Keep it every year, He said. As a memorial. A day to remember. So you will not forget. But, not forget
what? What the Lord did for them? That’s part of it. But even more, this: that
the Lord does not forget. That the Lord remembers every
Word, every promise, and every person. Always. That there is not one single moment when you are not on His mind.
That’s quite different than
us and how we are. As it should be.
Jesus showed that
difference the night of the new Passover; the night when the old
Passover was fulfilled and He did something new. For on that night when He was
betrayed, He not only gave us a new meal, a new feast, He also washed His
disciples. He washed their feet, but it was more than that. For, Jesus said, If I do not wash you, you have no share
with me. That kind of washing that gives us a share with Jesus is the
washing of forgiveness; of baptism and absolution. That’s what this washing was
a picture and sign of. That’s what this meal He was about to give them was all
about. And it’s what this night of His betrayal was all about. Jesus keeping
the promise made all the way back in the Garden. The promise
of a Saviour from sin, and if from sin then also from
death.
So when God washes you,
you have a share with Him. When God washes you, your old name - sinner - is
washed off, and your new name - child of God - is washed on. And you are
special. Not because of who you are, but because
of Jesus and who He has made you by His red blood. The blood
of the Passover Lamb of God that marks you as His.
But God knew we needed
more than that, because of our memory problems. Even more
because of our sin problem. And so the night when He was betrayed, Jesus
gives us a new meal, a new feast. The one that we need.

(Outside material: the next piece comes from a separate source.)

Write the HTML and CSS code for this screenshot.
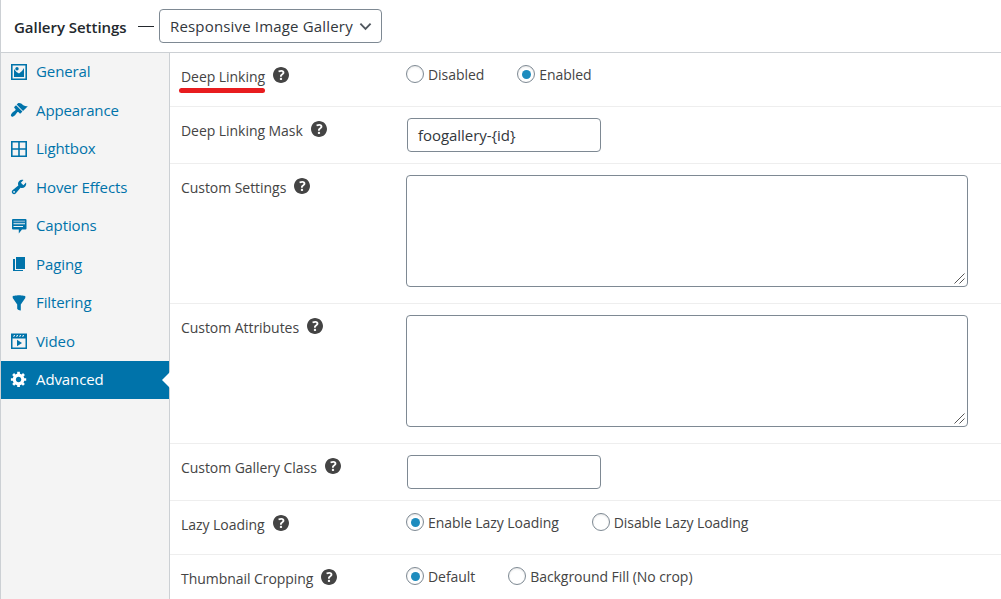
FILE: index.html
```
<!DOCTYPE html>
<html lang="en">
<head>
<meta charset="utf-8">
<title>Gallery Settings</title>
<link rel="stylesheet" href="styles.css">
</head>
<body>
<svg class="defs" width="0" height="0" aria-hidden="true">
  <symbol id="help" viewBox="3 3 14 14"><path d="M17 10c0-3.87-3.14-7-7-7-3.87 0-7 3.13-7 7s3.13 7 7 7c3.86 0 7-3.13 7-7zm-6.3 1.48H9.14v-.43c0-.38.08-.7.24-.98s.46-.57.88-.89c.41-.29.68-.53.81-.71.14-.18.2-.39.2-.62 0-.25-.09-.44-.28-.58-.19-.13-.45-.19-.79-.19-.58 0-1.25.19-2 .57l-.64-1.28c.87-.49 1.8-.74 2.77-.74.81 0 1.45.2 1.92.58.48.39.71.91.71 1.55 0 .43-.09.8-.29 1.11-.19.32-.57.67-1.11 1.06-.38.28-.61.49-.71.63-.1.15-.15.34-.15.57v.35zm-1.47 2.74c-.18-.17-.27-.42-.27-.73 0-.33.08-.58.26-.75s.43-.25.77-.25c.32 0 .57.09.75.26s.27.42.27.74c0 .3-.09.55-.27.72-.18.18-.43.27-.75.27-.33 0-.58-.09-.76-.26z"/></symbol>
</svg>
<header class="header">
  <h2 class="title">Gallery Settings</h2>
  <span class="dash"></span>
  <div class="template">
    <span class="template-name">Responsive Image Gallery</span>
    <svg class="chevron" viewBox="0 0 14 9"><path d="M1.5 1.5 7 7l5.500-5.500" fill="none" stroke="#50575e" stroke-width="2"/></svg>
  </div>
</header>
<main class="body">
  <nav class="tabs">
    <a class="tab"><svg class="icon" viewBox="0 0 18 18"><path fill-rule="evenodd" d="M1 1h16v16H1zM2.600 2.600v12.800h12.800V2.600z"/><path d="M4 14V6l2.500 3 2.500 1.500L12 8l2-3v9z"/><circle cx="7" cy="5.700" r="1.700"/></svg><span>General</span></a>
    <a class="tab"><svg class="icon" viewBox="0 0 20 20"><path d="M14.480 11.060L7.410 3.990l1.500-1.500c.5-.56 2.300-.47 3.510.32 1.210.8 1.430 1.280 2.910 2.100 1.180.64 2.450 1.260 4.450.85zm-.71.71L6.700 4.700 4.930 6.470c-.39.39-.39 1.020 0 1.410l1.060 1.060c.39.39.39 1.030 0 1.420-.6.6-1.430 1.110-2.210 1.690-.35.26-.7.53-1.010.84C1.430 14.230.4 16.080 1.400 17.070c.99 1 2.840-.03 4.180-1.360.31-.31.58-.66.85-1.020.57-.78 1.080-1.610 1.690-2.210.39-.39 1.020-.39 1.410 0l1.060 1.060c.39.39 1.020.39 1.410 0z"/></svg><span>Appearance</span></a>
    <a class="tab"><svg class="icon" viewBox="0 0 18 18"><path fill-rule="evenodd" d="M1 1h16v16H1zM2.600 2.600v5.600h5.600V2.600zM9.800 2.600v5.600h5.600V2.600zM2.600 9.800v5.600h5.600V9.800zM9.800 9.800v5.600h5.600V9.800z"/></svg><span>Lightbox</span></a>
    <a class="tab"><svg class="icon" viewBox="0 0 20 20"><path d="M16.680 9.770c-1.340 1.340-3.300 1.670-4.950.99l-5.410 6.520c-.99.99-2.590.99-3.580 0s-.99-2.590 0-3.570l6.520-5.420c-.68-1.650-.35-3.610.99-4.950 1.280-1.280 3.120-1.620 4.720-1.060l-2.890 2.890 2.820 2.820 2.860-2.870c.53 1.580.18 3.390-1.080 4.650zM3.810 16.210c.4.39 1.040.39 1.430 0 .4-.4.4-1.040 0-1.430-.39-.4-1.030-.4-1.430 0-.39.39-.39 1.030 0 1.430z"/></svg><span>Hover Effects</span></a>
    <a class="tab"><svg class="icon" viewBox="0 0 18 18"><path fill-rule="evenodd" d="M3 2h12.500q1 0 1 1v8.500q0 1-1 1H12l-3.200 4v-4H3q-1 0-1-1V3q0-1 1-1zM3.500 6.200v1h11.500v-1zM3.500 9v1h9.500V9z"/><path d="M3.500 3.500h11.500v1.700H3.500z" fill="#6fa9cb"/></svg><span>Captions</span></a>
    <a class="tab"><svg class="icon" viewBox="0 0 18 18"><path d="M6 2h9v12H6z"/><path d="M3 4h2v11h8v1H3z"/></svg><span>Paging</span></a>
    <a class="tab"><svg class="icon" viewBox="0 0 20 20"><path d="M3 4.500v-2s3.340-1 7-1 7 1 7 1v2l-5 7.030v6.970s-1.220-.09-2.250-.59S8 16.500 8 16.500v-4.970z"/></svg><span>Filtering</span></a>
    <a class="tab"><svg class="icon" viewBox="0 0 18 18"><path fill-rule="evenodd" d="M1 1.500h16V17H1zM2.500 6.500v9h13v-9zM3 4.800h1.200L5.200 3H4zM6 4.800h1.200L8.200 3H7zM9 4.800h1.200l1-1.800H10zM12 4.800h1.200l1-1.800H13z"/><path d="M7 7.800v6.400l5-3.200z"/></svg><span>Video</span></a>
    <a class="tab active"><svg class="icon" viewBox="0 0 20 20"><path d="M18 12h-2.180c-.17.7-.44 1.350-.81 1.930l1.540 1.540-2.100 2.100-1.540-1.540c-.58.36-1.230.63-1.910.79V19H8v-2.180c-.68-.16-1.330-.43-1.910-.79l-1.540 1.540-2.120-2.120 1.540-1.540c-.36-.58-.63-1.230-.79-1.910H1V9.030h2.170c.16-.7.44-1.350.8-1.940L2.430 5.550l2.100-2.100 1.540 1.540c.58-.37 1.240-.64 1.930-.81V2h3v2.180c.68.16 1.330.43 1.910.79l1.540-1.540 2.120 2.120-1.540 1.540c.36.59.64 1.240.8 1.940H18V12zm-8.500 1.500c1.660 0 3-1.340 3-3s-1.340-3-3-3-3 1.340-3 3 1.340 3 3 3z"/></svg><span>Advanced</span></a>
  </nav>
  <section class="settings">
    <div class="row row-first">
      <div class="label"><span class="marked">Deep Linking</span><svg class="help"><use href="#help"/></svg></div>
      <div class="radios"><label class="option"><i class="radio"></i><span>Disabled</span></label><label class="option"><i class="radio on"></i><span>Enabled</span></label></div>
    </div>
    <div class="row row-input">
      <div class="label"><span>Deep Linking Mask</span><svg class="help"><use href="#help"/></svg></div>
      <div class="field"><span>foogallery-{id}</span></div>
    </div>
    <div class="row row-area">
      <div class="label"><span>Custom Settings</span><svg class="help"><use href="#help"/></svg></div>
      <div class="area"><svg class="grip" viewBox="0 0 11 11"><path d="M.5 10.500l10-10M5.500 10.500l5-5"/></svg></div>
    </div>
    <div class="row row-area">
      <div class="label"><span>Custom Attributes</span><svg class="help"><use href="#help"/></svg></div>
      <div class="area"><svg class="grip" viewBox="0 0 11 11"><path d="M.5 10.500l10-10M5.500 10.500l5-5"/></svg></div>
    </div>
    <div class="row row-input">
      <div class="label"><span>Custom Gallery Class</span><svg class="help"><use href="#help"/></svg></div>
      <div class="field"></div>
    </div>
    <div class="row row-radio">
      <div class="label"><span>Lazy Loading</span><svg class="help"><use href="#help"/></svg></div>
      <div class="radios"><label class="option"><i class="radio on"></i><span>Enable Lazy Loading</span></label><label class="option"><i class="radio"></i><span>Disable Lazy Loading</span></label></div>
    </div>
    <div class="row row-last">
      <div class="label"><span>Thumbnail Cropping</span><svg class="help"><use href="#help"/></svg></div>
      <div class="radios"><label class="option"><i class="radio on"></i><span>Default</span></label><label class="option"><i class="radio"></i><span>Background Fill (No crop)</span></label></div>
    </div>
  </section>
</main>
</body>
</html>
```
FILE: styles.css
```
* { box-sizing: border-box; }
body {
  margin: 0;
  width: 1001px;
  height: 599px;
  overflow: hidden;
  display: flex;
  flex-direction: column;
  background: #fff;
  border-left: 1px solid #ccd0d4;
  font-family: "Open Sans", "Noto Sans", sans-serif;
  font-size: 14px;
  line-height: 20px;
  color: #444;
}
.defs { display: none; }
.header {
  flex: none;
  display: flex;
  align-items: center;
  height: 53px;
  padding-left: 13px;
  border-bottom: 1px solid #ccd0d4;
}
.title {
  margin: 0;
  width: 124px;
  padding-top: 1px;
  font-size: 15px;
  font-weight: 600;
  letter-spacing: -0.03px;
  color: #23282d;
  white-space: nowrap;
}
.dash { width: 16px; height: 1px; background: #23282d; }
.template {
  display: flex;
  align-items: center;
  justify-content: space-between;
  width: 223px;
  height: 34px;
  margin-left: 5px;
  padding: 0 9px 0 10px;
  border: 1px solid #7e8993;
  border-radius: 4px;
  font-weight: 500;
  font-size: 15px;
  color: #32373c;
  letter-spacing: 0.17px;
  white-space: nowrap;
}
.chevron { width: 13px; height: 9px; flex: none; }
.body { flex: 1; display: flex; min-height: 0; }
.tabs {
  flex: none;
  width: 169px;
  background: #f4f4f4;
  border-right: 1px solid #ccd0d4;
}
.tab {
  position: relative;
  display: flex;
  align-items: center;
  gap: 8px;
  height: 38.5px;
  padding: 0 0 2.5px 9px;
  font-size: 15px;
  color: #0073aa;
  letter-spacing: -0.1px;
  white-space: nowrap;
}
.icon { width: 18px; height: 18px; fill: currentColor; flex: none; }
.tab:not(.active) .icon { margin-top: 1px; }
.active { height: 38px; padding-bottom: 2px; background: #0073aa; color: #fff; }
.active::after {
  content: "";
  position: absolute;
  right: -1px;
  top: 11px;
  border: 8px solid transparent;
  border-left-width: 0;
  border-right-color: #fff;
}
.settings { flex: 1; min-width: 0; }
.row {
  display: flex;
  align-items: flex-start;
  padding: 11px 0 0 11px;
  border-bottom: 1px solid #eee;
}
.row-first { height: 54px; }
.row-input { height: 57px; }
.row-area { height: 140px; }
.row-radio { height: 54px; }
.row-last { height: 60px; }
.label {
  display: flex;
  width: 225px;
  padding-top: 3px;
  letter-spacing: -0.05px;
  white-space: nowrap;
}
.help { width: 16px; height: 16px; margin: -0.5px 0 0 8px; fill: #444; flex: none; }
.marked { position: relative; }
.marked::after {
  content: "";
  position: absolute;
  left: -2px;
  right: 0;
  top: 21px;
  height: 5px;
  border-radius: 3px;
  background: #e81c1f;
}
.field {
  display: flex;
  align-items: center;
  width: 194px;
  height: 34px;
  margin-left: 1px;
  padding: 0 10px;
  border: 1px solid #7e8993;
  border-radius: 4px;
  font-size: 15px;
  letter-spacing: -0.05px;
  color: #32373c;
}
.area {
  display: flex;
  align-items: flex-end;
  justify-content: flex-end;
  width: 562px;
  height: 112px;
  padding: 2px;
  border: 1px solid #7e8993;
  border-radius: 4px;
}
.grip { width: 11px; height: 11px; fill: none; stroke: #555; }
.radios { display: flex; gap: 33px; letter-spacing: -0.06px; }
.option { display: flex; align-items: center; gap: 4px; height: 20px; white-space: nowrap; }
.option span { padding-top: 1px; }
.radio {
  display: flex;
  align-items: center;
  justify-content: center;
  width: 18px;
  height: 18px;
  border: 1px solid #7e8993;
  border-radius: 50%;
  box-shadow: inset 0 1px 2px rgba(0, 0, 0, .1);
}
.on::before {
  content: "";
  width: 9px;
  height: 9px;
  border-radius: 50%;
  background: #1e8cbe;
}
```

His Body and Blood. And not just for once a year, but as
often as you do this. That we remember and not
forget. That we come and receive the forgiveness we need. That we proclaim the Lord’s death - all that Jesus has done for
me - until He comes again.
So, Paul tells the Corinthians, examine yourselves, judge yourselves, and so
come to this meal not as a glutton but as a penitent. And know that though you
eat only a small piece of bread and drink a little sip of wine, you are
receiving far more than that - you are feasting on the Body and Blood of Jesus
that fills you with His forgiveness and life. A
feast that fills you far more than Thanksgiving, and doesn’t give you a food
coma, but awakens you to life. Without this feast, or with this feast
eaten without faith, we continue sick in sin and die. Without this feast, or
with this feast eaten without faith, we are still hungry for life. But with
this feast, received in faith, we are filled with Christ and His love - the
love we need to love one another as Jesus has loved us. Love not because others
are special, but to make them special.
That’s a tall order. And
an impossible one, were it not for Jesus and His love given to us and living in
us. For what we have received we can now give. Forgiveness to the sinner, love
to the loveless, mercy to the downtrodden, hope to the hopeless. And by
this, Jesus says, all people will know that you are my disciples.
For by this, all people will see Me in you.
So now we come and
receive Him, His Body and Blood, His forgiveness and love and life. He lives in
you and you in Him. He has washed your sins off of you. He has washed His Name
onto you. And He has fed and nourished you with Himself. So yes, you are
special. He has made you so.
And now we will also
remember His Sacred Head, Now Wounded (LSB #450).
After the feast, the altar will be stripped, as He was. Everything taken away, and He was. The lights will be dimmed for it is the
hour of darkness. But we will not mourn His death, but proclaim it. For this is
His love for us.
For having loved His own
who were in the world, He loved us to the end.
That we might live a life that has no end.
In the Name of the Father, and of the (+) Son, and of the Holy Spirit. Amen.